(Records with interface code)

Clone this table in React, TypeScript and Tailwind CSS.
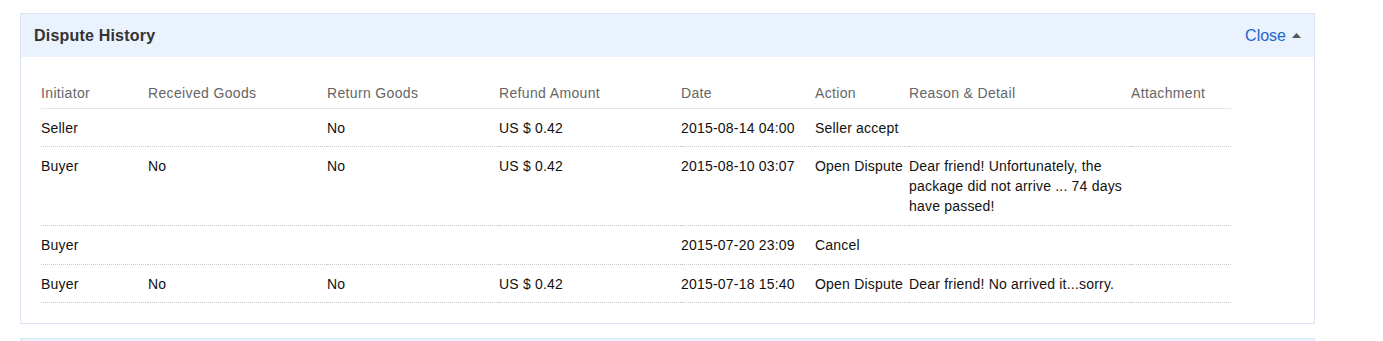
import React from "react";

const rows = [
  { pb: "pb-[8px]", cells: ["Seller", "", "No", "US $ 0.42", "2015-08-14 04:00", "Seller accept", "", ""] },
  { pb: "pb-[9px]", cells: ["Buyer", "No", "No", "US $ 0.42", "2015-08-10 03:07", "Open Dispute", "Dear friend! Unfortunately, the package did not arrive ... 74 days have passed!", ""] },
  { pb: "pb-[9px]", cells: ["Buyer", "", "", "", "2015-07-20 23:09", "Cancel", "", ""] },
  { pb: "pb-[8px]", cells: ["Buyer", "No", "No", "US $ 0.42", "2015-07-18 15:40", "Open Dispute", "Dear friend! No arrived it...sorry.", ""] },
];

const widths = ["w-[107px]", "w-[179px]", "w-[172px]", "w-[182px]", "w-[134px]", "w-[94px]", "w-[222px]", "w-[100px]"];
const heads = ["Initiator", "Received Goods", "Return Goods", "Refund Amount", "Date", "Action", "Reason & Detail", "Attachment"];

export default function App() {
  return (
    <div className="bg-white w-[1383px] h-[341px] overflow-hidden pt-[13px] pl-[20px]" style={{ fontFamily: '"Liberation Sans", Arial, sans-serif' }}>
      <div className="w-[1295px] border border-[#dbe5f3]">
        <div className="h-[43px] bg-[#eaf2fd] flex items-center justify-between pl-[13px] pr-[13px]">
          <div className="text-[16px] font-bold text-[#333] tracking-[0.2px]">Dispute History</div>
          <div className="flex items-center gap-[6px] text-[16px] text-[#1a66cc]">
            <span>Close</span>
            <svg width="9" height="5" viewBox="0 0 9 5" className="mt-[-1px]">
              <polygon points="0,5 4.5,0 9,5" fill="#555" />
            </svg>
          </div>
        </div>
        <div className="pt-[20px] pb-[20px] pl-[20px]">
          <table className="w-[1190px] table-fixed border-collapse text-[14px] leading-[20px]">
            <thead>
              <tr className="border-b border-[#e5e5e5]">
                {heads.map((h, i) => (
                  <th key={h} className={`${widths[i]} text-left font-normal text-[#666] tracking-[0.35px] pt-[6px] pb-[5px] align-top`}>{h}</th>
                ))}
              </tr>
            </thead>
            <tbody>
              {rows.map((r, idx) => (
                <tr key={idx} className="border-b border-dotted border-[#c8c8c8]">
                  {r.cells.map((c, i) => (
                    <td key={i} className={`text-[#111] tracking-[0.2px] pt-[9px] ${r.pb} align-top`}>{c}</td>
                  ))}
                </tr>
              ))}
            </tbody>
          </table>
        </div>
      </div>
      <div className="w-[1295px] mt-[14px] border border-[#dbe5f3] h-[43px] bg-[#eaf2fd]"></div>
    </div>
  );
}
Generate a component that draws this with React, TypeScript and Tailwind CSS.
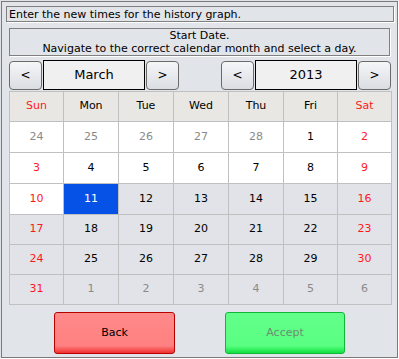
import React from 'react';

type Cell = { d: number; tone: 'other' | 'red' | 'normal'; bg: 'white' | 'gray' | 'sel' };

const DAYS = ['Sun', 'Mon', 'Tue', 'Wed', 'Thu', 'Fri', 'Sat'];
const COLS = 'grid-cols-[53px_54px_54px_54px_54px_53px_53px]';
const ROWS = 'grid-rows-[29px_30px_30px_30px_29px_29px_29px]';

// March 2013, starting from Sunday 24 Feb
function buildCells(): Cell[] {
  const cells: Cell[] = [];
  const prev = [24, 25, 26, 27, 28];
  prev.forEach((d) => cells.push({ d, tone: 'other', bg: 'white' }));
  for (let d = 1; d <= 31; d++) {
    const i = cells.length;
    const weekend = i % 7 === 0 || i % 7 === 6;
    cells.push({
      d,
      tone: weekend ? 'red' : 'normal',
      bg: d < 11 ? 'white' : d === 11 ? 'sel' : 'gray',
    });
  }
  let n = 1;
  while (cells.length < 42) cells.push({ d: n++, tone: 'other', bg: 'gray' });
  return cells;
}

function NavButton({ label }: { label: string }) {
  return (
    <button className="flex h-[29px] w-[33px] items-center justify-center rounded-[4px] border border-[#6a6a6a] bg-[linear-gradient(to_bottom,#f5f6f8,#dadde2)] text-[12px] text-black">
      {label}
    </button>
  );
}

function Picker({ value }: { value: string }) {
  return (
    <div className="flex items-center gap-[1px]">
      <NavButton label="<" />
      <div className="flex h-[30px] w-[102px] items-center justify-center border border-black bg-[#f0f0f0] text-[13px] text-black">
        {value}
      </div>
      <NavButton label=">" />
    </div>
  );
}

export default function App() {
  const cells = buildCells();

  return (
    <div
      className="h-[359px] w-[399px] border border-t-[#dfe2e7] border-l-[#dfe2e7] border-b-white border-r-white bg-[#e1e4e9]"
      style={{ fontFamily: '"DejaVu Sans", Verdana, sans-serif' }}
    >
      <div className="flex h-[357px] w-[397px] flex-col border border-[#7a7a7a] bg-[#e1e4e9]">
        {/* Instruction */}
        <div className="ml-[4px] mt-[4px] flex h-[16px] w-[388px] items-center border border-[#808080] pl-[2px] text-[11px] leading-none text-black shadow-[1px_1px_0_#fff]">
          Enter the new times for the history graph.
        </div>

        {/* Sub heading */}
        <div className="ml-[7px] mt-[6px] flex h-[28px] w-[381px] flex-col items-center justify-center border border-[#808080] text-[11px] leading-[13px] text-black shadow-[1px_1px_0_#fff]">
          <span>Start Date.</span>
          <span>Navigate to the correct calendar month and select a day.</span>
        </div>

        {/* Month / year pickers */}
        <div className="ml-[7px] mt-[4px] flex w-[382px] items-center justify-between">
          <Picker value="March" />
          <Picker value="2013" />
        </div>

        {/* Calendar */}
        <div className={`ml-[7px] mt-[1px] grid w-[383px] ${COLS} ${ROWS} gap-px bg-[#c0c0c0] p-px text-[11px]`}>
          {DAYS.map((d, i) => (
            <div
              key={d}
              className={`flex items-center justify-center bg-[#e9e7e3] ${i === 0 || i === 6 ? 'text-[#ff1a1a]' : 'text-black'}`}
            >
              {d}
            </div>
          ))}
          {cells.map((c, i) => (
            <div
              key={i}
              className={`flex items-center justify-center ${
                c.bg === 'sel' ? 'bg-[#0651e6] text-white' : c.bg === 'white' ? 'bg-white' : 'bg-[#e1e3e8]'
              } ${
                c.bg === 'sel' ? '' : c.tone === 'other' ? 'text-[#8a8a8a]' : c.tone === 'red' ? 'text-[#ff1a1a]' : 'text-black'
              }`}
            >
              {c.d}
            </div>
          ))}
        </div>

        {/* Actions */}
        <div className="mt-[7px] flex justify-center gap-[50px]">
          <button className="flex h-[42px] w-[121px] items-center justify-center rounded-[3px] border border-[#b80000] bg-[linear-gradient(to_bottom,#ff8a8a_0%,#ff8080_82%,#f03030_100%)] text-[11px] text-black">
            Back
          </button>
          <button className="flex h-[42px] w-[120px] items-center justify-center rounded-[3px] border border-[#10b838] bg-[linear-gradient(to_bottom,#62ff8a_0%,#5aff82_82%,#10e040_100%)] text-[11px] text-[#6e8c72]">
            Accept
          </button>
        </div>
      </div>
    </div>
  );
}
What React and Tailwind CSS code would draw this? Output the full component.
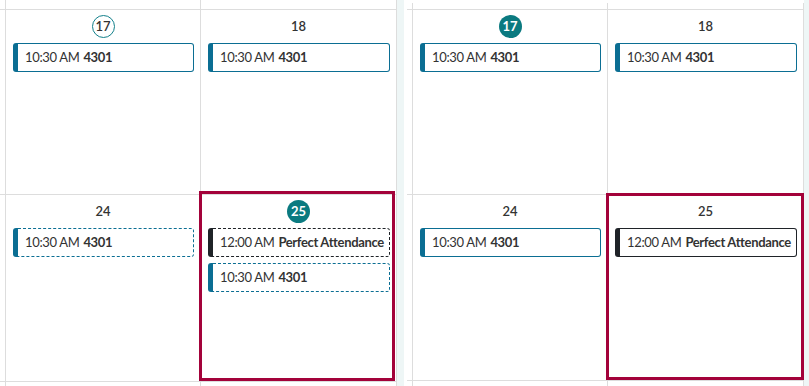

■ Given instruction
Set down the material above as is, without any pictures.

■ In response
Clone this table in React, TypeScript and Tailwind CSS.
import React from "react";

const rows = [
  { pb: "pb-[8px]", cells: ["Seller", "", "No", "US $ 0.42", "2015-08-14 04:00", "Seller accept", "", ""] },
  { pb: "pb-[9px]", cells: ["Buyer", "No", "No", "US $ 0.42", "2015-08-10 03:07", "Open Dispute", "Dear friend! Unfortunately, the package did not arrive ... 74 days have passed!", ""] },
  { pb: "pb-[9px]", cells: ["Buyer", "", "", "", "2015-07-20 23:09", "Cancel", "", ""] },
  { pb: "pb-[8px]", cells: ["Buyer", "No", "No", "US $ 0.42", "2015-07-18 15:40", "Open Dispute", "Dear friend! No arrived it...sorry.", ""] },
];

const widths = ["w-[107px]", "w-[179px]", "w-[172px]", "w-[182px]", "w-[134px]", "w-[94px]", "w-[222px]", "w-[100px]"];
const heads = ["Initiator", "Received Goods", "Return Goods", "Refund Amount", "Date", "Action", "Reason & Detail", "Attachment"];

export default function App() {
  return (
    <div className="bg-white w-[1383px] h-[341px] overflow-hidden pt-[13px] pl-[20px]" style={{ fontFamily: '"Liberation Sans", Arial, sans-serif' }}>
      <div className="w-[1295px] border border-[#dbe5f3]">
        <div className="h-[43px] bg-[#eaf2fd] flex items-center justify-between pl-[13px] pr-[13px]">
          <div className="text-[16px] font-bold text-[#333] tracking-[0.2px]">Dispute History</div>
          <div className="flex items-center gap-[6px] text-[16px] text-[#1a66cc]">
            <span>Close</span>
            <svg width="9" height="5" viewBox="0 0 9 5" className="mt-[-1px]">
              <polygon points="0,5 4.5,0 9,5" fill="#555" />
            </svg>
          </div>
        </div>
        <div className="pt-[20px] pb-[20px] pl-[20px]">
          <table className="w-[1190px] table-fixed border-collapse text-[14px] leading-[20px]">
            <thead>
              <tr className="border-b border-[#e5e5e5]">
                {heads.map((h, i) => (
                  <th key={h} className={`${widths[i]} text-left font-normal text-[#666] tracking-[0.35px] pt-[6px] pb-[5px] align-top`}>{h}</th>
                ))}
              </tr>
            </thead>
            <tbody>
              {rows.map((r, idx) => (
                <tr key={idx} className="border-b border-dotted border-[#c8c8c8]">
                  {r.cells.map((c, i) => (
                    <td key={i} className={`text-[#111] tracking-[0.2px] pt-[9px] ${r.pb} align-top`}>{c}</td>
                  ))}
                </tr>
              ))}
            </tbody>
          </table>
        </div>
      </div>
      <div className="w-[1295px] mt-[14px] border border-[#dbe5f3] h-[43px] bg-[#eaf2fd]"></div>
    </div>
  );
}
Generate a component that draws this with React, TypeScript and Tailwind CSS.
import React from 'react';

type Cell = { d: number; tone: 'other' | 'red' | 'normal'; bg: 'white' | 'gray' | 'sel' };

const DAYS = ['Sun', 'Mon', 'Tue', 'Wed', 'Thu', 'Fri', 'Sat'];
const COLS = 'grid-cols-[53px_54px_54px_54px_54px_53px_53px]';
const ROWS = 'grid-rows-[29px_30px_30px_30px_29px_29px_29px]';

// March 2013, starting from Sunday 24 Feb
function buildCells(): Cell[] {
  const cells: Cell[] = [];
  const prev = [24, 25, 26, 27, 28];
  prev.forEach((d) => cells.push({ d, tone: 'other', bg: 'white' }));
  for (let d = 1; d <= 31; d++) {
    const i = cells.length;
    const weekend = i % 7 === 0 || i % 7 === 6;
    cells.push({
      d,
      tone: weekend ? 'red' : 'normal',
      bg: d < 11 ? 'white' : d === 11 ? 'sel' : 'gray',
    });
  }
  let n = 1;
  while (cells.length < 42) cells.push({ d: n++, tone: 'other', bg: 'gray' });
  return cells;
}

function NavButton({ label }: { label: string }) {
  return (
    <button className="flex h-[29px] w-[33px] items-center justify-center rounded-[4px] border border-[#6a6a6a] bg-[linear-gradient(to_bottom,#f5f6f8,#dadde2)] text-[12px] text-black">
      {label}
    </button>
  );
}

function Picker({ value }: { value: string }) {
  return (
    <div className="flex items-center gap-[1px]">
      <NavButton label="<" />
      <div className="flex h-[30px] w-[102px] items-center justify-center border border-black bg-[#f0f0f0] text-[13px] text-black">
        {value}
      </div>
      <NavButton label=">" />
    </div>
  );
}

export default function App() {
  const cells = buildCells();

  return (
    <div
      className="h-[359px] w-[399px] border border-t-[#dfe2e7] border-l-[#dfe2e7] border-b-white border-r-white bg-[#e1e4e9]"
      style={{ fontFamily: '"DejaVu Sans", Verdana, sans-serif' }}
    >
      <div className="flex h-[357px] w-[397px] flex-col border border-[#7a7a7a] bg-[#e1e4e9]">
        {/* Instruction */}
        <div className="ml-[4px] mt-[4px] flex h-[16px] w-[388px] items-center border border-[#808080] pl-[2px] text-[11px] leading-none text-black shadow-[1px_1px_0_#fff]">
          Enter the new times for the history graph.
        </div>

        {/* Sub heading */}
        <div className="ml-[7px] mt-[6px] flex h-[28px] w-[381px] flex-col items-center justify-center border border-[#808080] text-[11px] leading-[13px] text-black shadow-[1px_1px_0_#fff]">
          <span>Start Date.</span>
          <span>Navigate to the correct calendar month and select a day.</span>
        </div>

        {/* Month / year pickers */}
        <div className="ml-[7px] mt-[4px] flex w-[382px] items-center justify-between">
          <Picker value="March" />
          <Picker value="2013" />
        </div>

        {/* Calendar */}
        <div className={`ml-[7px] mt-[1px] grid w-[383px] ${COLS} ${ROWS} gap-px bg-[#c0c0c0] p-px text-[11px]`}>
          {DAYS.map((d, i) => (
            <div
              key={d}
              className={`flex items-center justify-center bg-[#e9e7e3] ${i === 0 || i === 6 ? 'text-[#ff1a1a]' : 'text-black'}`}
            >
              {d}
            </div>
          ))}
          {cells.map((c, i) => (
            <div
              key={i}
              className={`flex items-center justify-center ${
                c.bg === 'sel' ? 'bg-[#0651e6] text-white' : c.bg === 'white' ? 'bg-white' : 'bg-[#e1e3e8]'
              } ${
                c.bg === 'sel' ? '' : c.tone === 'other' ? 'text-[#8a8a8a]' : c.tone === 'red' ? 'text-[#ff1a1a]' : 'text-black'
              }`}
            >
              {c.d}
            </div>
          ))}
        </div>

        {/* Actions */}
        <div className="mt-[7px] flex justify-center gap-[50px]">
          <button className="flex h-[42px] w-[121px] items-center justify-center rounded-[3px] border border-[#b80000] bg-[linear-gradient(to_bottom,#ff8a8a_0%,#ff8080_82%,#f03030_100%)] text-[11px] text-black">
            Back
          </button>
          <button className="flex h-[42px] w-[120px] items-center justify-center rounded-[3px] border border-[#10b838] bg-[linear-gradient(to_bottom,#62ff8a_0%,#5aff82_82%,#10e040_100%)] text-[11px] text-[#6e8c72]">
            Accept
          </button>
        </div>
      </div>
    </div>
  );
}
What React and Tailwind CSS code would draw this? Output the full component.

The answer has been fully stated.